Maybe there are two different SYSDATE functions?

First example:

SQL> select * from dual;

D
-
X

SQL> select sysdate from user_objects where rownum=1;

SYSDATE
---------
15-OCT-01

SQL> delete from dual;

1 row deleted.

SQL> select * from dual;

no rows selected

SQL> select sysdate from user_objects where rownum=1;

SYSDATE
---------
15-OCT-01 - it still returned the date ! Which means that sysdate did not read dual


Second example:

SQL> select * from dual;

D
-
X

SQL> create or replace function my_date return date
2 is
3 begin
4 return sysdate;
5 end;
6 /

Function created.

SQL> select my_date from all_objects where rownum=1;

MY_DATE
---------
15-OCT-01

SQL> delete from dual;

1 row deleted.

SQL> select my_date from all_objects where rownum=1;

MY_DATE
---------

- it did not return anything - read dual

SQL> rollback;

Rollback complete.

SQL> select my_date from all_objects where rownum=1;

MY_DATE
---------
15-OCT-01


The last one:

SQL> declare
2 v_date date := sysdate;
3 begin
4 null;
5 end;
6 /

PL/SQL procedure successfully completed.

SQL> delete from dual;

1 row deleted.

SQL> declare
2 v_date date := sysdate;
3 begin
4 null;
5 end;
6 /
declare
*
ERROR at line 1:
ORA-01403: no data found
ORA-06512: at "SYS.STANDARD", line 586
ORA-06512: at line 2


There should be two SYSDATE functions, which Oracle uses in different way in SQL and PL/SQL environments.
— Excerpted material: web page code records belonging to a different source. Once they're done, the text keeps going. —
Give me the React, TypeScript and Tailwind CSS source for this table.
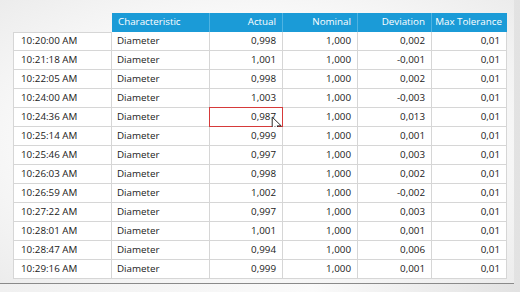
const rows: [string, string, string, string][] = [
  ['10:20:00 AM', '0,998', '1,000', '0,002'],
  ['10:21:18 AM', '1,001', '1,000', '-0,001'],
  ['10:22:05 AM', '0,998', '1,000', '0,002'],
  ['10:24:00 AM', '1,003', '1,000', '-0,003'],
  ['10:24:36 AM', '0,987', '1,000', '0,013'],
  ['10:25:14 AM', '0,999', '1,000', '0,001'],
  ['10:25:46 AM', '0,997', '1,000', '0,003'],
  ['10:26:03 AM', '0,998', '1,000', '0,002'],
  ['10:26:59 AM', '1,002', '1,000', '-0,002'],
  ['10:27:22 AM', '0,997', '1,000', '0,003'],
  ['10:28:01 AM', '1,001', '1,000', '0,001'],
  ['10:28:47 AM', '0,994', '1,000', '0,006'],
  ['10:29:16 AM', '0,999', '1,000', '0,001'],
];

const cell = 'h-[19px] flex items-center border-b border-r border-[#d6d6d6] bg-white';
const head = 'h-[19px] flex items-center whitespace-nowrap bg-[#1b9bd7] text-white';

export default function App() {
  return (
    <div
      className="w-[520px] h-[292px] overflow-hidden bg-[linear-gradient(90deg,#f0f0f0_0%,#fafafa_60%,#e2e2e2_100%)] text-[9.8px] text-[#1a1a1a]"
      style={{ fontFamily: '"Open Sans", "Noto Sans", sans-serif' }}
    >
      <div className="w-[514px] h-[284px] border-b border-[#8a8a8a] bg-[radial-gradient(ellipse_at_center,#ffffff_45%,#ececec_100%)] pt-[13px] pl-[13px]">
        <div className="grid grid-cols-[99px_98px_73px_75px_74px_75px] w-[494px]">
          {/* header */}
          <div className="h-[19px]" />
          <div className={`${head} pl-[6px] border-r border-[#4fb3e2]`}>Characteristic</div>
          <div className={`${head} justify-end pr-[6px] border-r border-[#4fb3e2]`}>Actual</div>
          <div className={`${head} justify-end pr-[6px] border-r border-[#4fb3e2]`}>Nominal</div>
          <div className={`${head} justify-end pr-[6px] border-r border-[#4fb3e2]`}>Deviation</div>
          <div className={`${head} justify-end pr-[5px]`}>Max Tolerance</div>

          {rows.map(([time, actual, nominal, dev], i) => (
            <div key={i} className="contents">
              <div className={`${cell} border-l pl-[7px] ${i === 0 ? 'border-t' : ''}`}>{time}</div>
              <div className={`${cell} pl-[5px]`}>Diameter</div>
              <div className={`${cell} justify-end pr-[6px] relative`}>
                {actual}
                {i === 4 && (
                  <>
                    <div className="absolute inset-[-1px] border-[1.5px] border-[#d63a3a]" />
                    <svg className="absolute left-[61px] top-[8px]" width="13" height="17" viewBox="0 0 12 16">
                      <path d="M1 1 L1 12.5 L3.8 10 L5.8 14.5 L7.6 13.7 L5.7 9.3 L9.5 9.3 Z" fill="#fff" stroke="#222" strokeWidth="0.9" strokeLinejoin="round" />
                    </svg>
                  </>
                )}
              </div>
              <div className={`${cell} justify-end pr-[6px]`}>{nominal}</div>
              <div className={`${cell} justify-end pr-[6px]`}>{dev}</div>
              <div className={`${cell} justify-end pr-[6px]`}>0,01</div>
            </div>
          ))}
        </div>
      </div>
    </div>
  );
}
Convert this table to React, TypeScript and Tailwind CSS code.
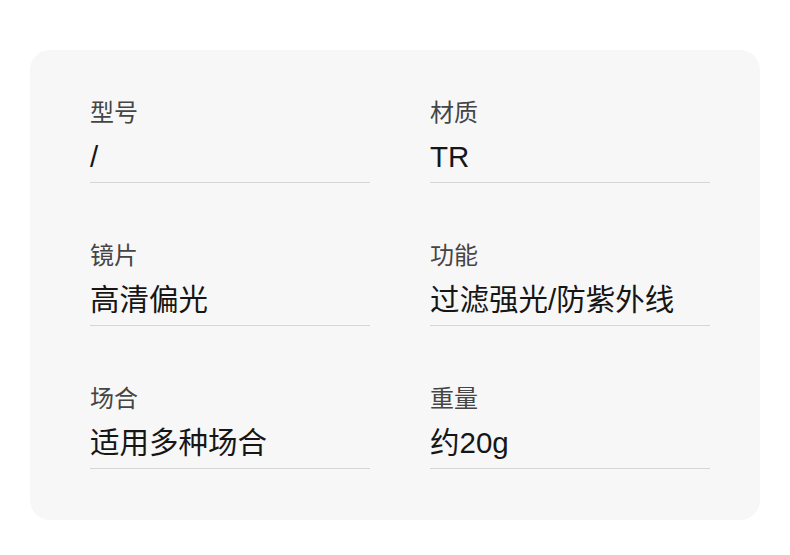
import React from 'react';

const specs: { label: string; value: string }[] = [
  { label: '型号', value: '/' },
  { label: '材质', value: 'TR' },
  { label: '镜片', value: '高清偏光' },
  { label: '功能', value: '过滤强光/防紫外线' },
  { label: '场合', value: '适用多种场合' },
  { label: '重量', value: '约20g' },
];

const SpecItem: React.FC<{ label: string; value: string }> = ({ label, value }) => (
  <div className="border-b border-[#d6d6d6] pb-[7px]">
    <div className="h-[30px] text-[24px] leading-[30px] text-[#454545]">{label}</div>
    <div className="mt-[11px] h-[36px] text-[29.5px] leading-[36px] text-[#161616]">{value}</div>
  </div>
);

const App: React.FC = () => {
  return (
    <div
      className="w-[790px] h-[555px] bg-white pt-[50px] pl-[30px]"
      style={{ fontFamily: '"Liberation Sans", "Noto Sans CJK SC", sans-serif' }}
    >
      <div className="w-[730px] h-[470px] rounded-[20px] bg-[#f7f7f7] pt-[48px] pl-[60px]">
        <div className="grid grid-cols-[280px_280px] gap-x-[60px] gap-y-[58px]">
          {specs.map((s) => (
            <SpecItem key={s.label} label={s.label} value={s.value} />
          ))}
        </div>
      </div>
    </div>
  );
};

export default App;
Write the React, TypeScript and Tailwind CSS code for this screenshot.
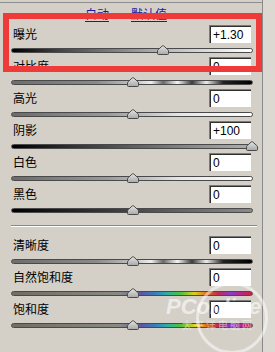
import React from 'react';

type Row = { label: string; value: string; track: string; pos: number };

const tracks = {
  bw: 'bg-[linear-gradient(to_right,#000_0%,#444_20%,#bbb_65%,#fff_100%)]',
  contrast:
    'bg-[linear-gradient(to_right,#6e6e6e_0%,#8a8a8a_35%,#c8c8c8_52%,#eeeeee_58%,#6a6a6a_63%,#f4f4f4_69%,#3c3c3c_75%,#ededed_81%,#222_88%,#000_100%)]',
  grayWhite: 'bg-[linear-gradient(to_right,#6a6a6a_0%,#9a9a9a_40%,#e6e6e6_70%,#fff_100%)]',
  blackGray: 'bg-[linear-gradient(to_right,#000_0%,#3a3a3a_30%,#8a8a8a_75%,#b0b0b0_100%)]',
  blackMid: 'bg-[linear-gradient(to_right,#000_0%,#2a2a2a_30%,#6a6a6a_75%,#8a8a8a_100%)]',
  rainbow:
    'bg-[linear-gradient(to_right,#6e6e66_0%,#8a8a84_45%,#5a5aa0_54%,#3a7fc0_60%,#30b0a0_65%,#4cc040_70%,#d8d020_76%,#e07020_81%,#c02a50_86%,#8a3cc8_91%,#b02a90_95%,#d0203a_100%)]',
};

const rowsTop: Row[] = [
  { label: '曝光', value: '+1.30', track: tracks.bw, pos: 62.8 },
  { label: '对比度', value: '0', track: tracks.contrast, pos: 50.4 },
  { label: '高光', value: '0', track: tracks.grayWhite, pos: 50.4 },
  { label: '阴影', value: '+100', track: tracks.blackGray, pos: 100 },
  { label: '白色', value: '0', track: tracks.grayWhite, pos: 50.4 },
  { label: '黑色', value: '0', track: tracks.blackMid, pos: 50.4 },
];

const rowsBottom: Row[] = [
  { label: '清晰度', value: '0', track: tracks.contrast, pos: 50.4 },
  { label: '自然饱和度', value: '0', track: tracks.rainbow, pos: 50.4 },
  { label: '饱和度', value: '0', track: tracks.rainbow, pos: 50.4 },
];

function Thumb() {
  return (
    <svg width="12" height="10" viewBox="0 0 12 10">
      <defs>
        <linearGradient id="tg" x1="0" y1="0" x2="0" y2="1">
          <stop offset="0" stopColor="#e4e4e4" />
          <stop offset="1" stopColor="#a8a8a8" />
        </linearGradient>
      </defs>
      <path d="M1.5 9.5 Q0.5 9.5 0.5 8.5 V6 Q0.5 5.2 1.2 4.6 L5.2 1 Q6 0.4 6.8 1 L10.8 4.6 Q11.5 5.2 11.5 6 V8.5 Q11.5 9.5 10.5 9.5 Z" fill="url(#tg)" stroke="#4a4a4a" strokeWidth="1" />
    </svg>
  );
}

function SliderRow({ row }: { row: Row }) {
  return (
    <div>
      <div className="h-[18px] flex items-center justify-between pl-[13px] pr-[11px]">
        <span className="text-[12px] leading-none text-black">{row.label}</span>
        <div className="w-[42px] h-[18px] bg-white border-t border-l border-[#7a7a7a] border-b-[#ffffff] border-r-[#ffffff] shadow-[inset_1px_1px_0_#303030] pl-[3px] flex items-center font-['Liberation_Sans',sans-serif] text-[12px] text-black">
          {row.value}
        </div>
      </div>
      <div className="h-[14px] flex items-center pl-[11px]">
        <div className={`relative w-[242px] h-[5px] rounded-full border border-[#4a4a4a] ${row.track}`}>
          <div className="absolute top-[-4px] -translate-x-1/2" style={{ left: `${row.pos}%` }}>
            <Thumb />
          </div>
        </div>
      </div>
    </div>
  );
}

export default function App() {
  return (
    <div className="relative w-[275px] h-[352px] overflow-hidden bg-[#dcd9d2] font-['Noto_Sans_CJK_SC','Noto_Sans',sans-serif]">
      <div className="w-[263px] h-full pt-[2px] bg-[#d4d0c8] border-r border-[#8a8a8a]">
        <div className="border-t border-[#8e8e8e] h-full">
          {/* links */}
          <div className="h-[22px] pt-[4px] flex justify-center gap-[22px] pr-[10px] text-[12px] leading-[14px] text-[#1a1aa0]">
            <span className="underline underline-offset-2">自动</span>
            <span className="underline underline-offset-2">默认值</span>
          </div>

          {rowsTop.map((r) => (
            <SliderRow key={r.label} row={r} />
          ))}

          {/* separator */}
          <div className="h-[19px] pt-[8px] pl-[11px] pr-[5px]">
            <div className="border-t border-[#8a8a8a] border-b border-b-white" />
          </div>

          {rowsBottom.map((r) => (
            <SliderRow key={r.label} row={r} />
          ))}
        </div>
      </div>

      {/* red highlight box */}
      <div className="absolute left-[3px] top-[13px] w-[259px] h-[59px] border-[6px] border-[#ef3a3a]" />

      {/* watermark */}
      <div className="absolute left-[196px] top-[282px] w-[72px] h-[72px] rounded-full border-[3px] border-white/50 pointer-events-none" />
      <div className="absolute left-[166px] top-[296px] text-[22px] leading-none font-bold italic text-white/60 font-['Liberation_Sans',sans-serif] pointer-events-none">
        PConline
      </div>
      <div className="absolute left-[182px] top-[320px] text-[10px] leading-none text-white/50 tracking-[2px] pointer-events-none">
        太平洋电脑网
      </div>
    </div>
  );
}
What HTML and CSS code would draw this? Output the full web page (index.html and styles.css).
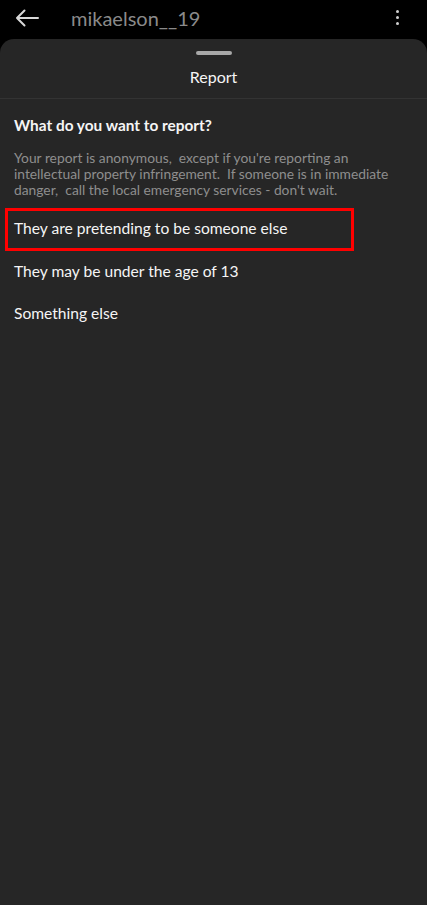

In user-defined PL/SQL blocks and functions ORACLE uses STANDARD.SYSDATE. When Oracle execute a SQL statement with such a user function, it evaluates its value for each call, which is expected behavior for a non-deterministic function. In SQL statements Oracle uses another SYSDATE function defined somewhere "inside" Oracle and this function does not read from from dual. When Oracle execute a SQL statement with that function, it evaluates its value only once.

But why so different approach in so similar situations?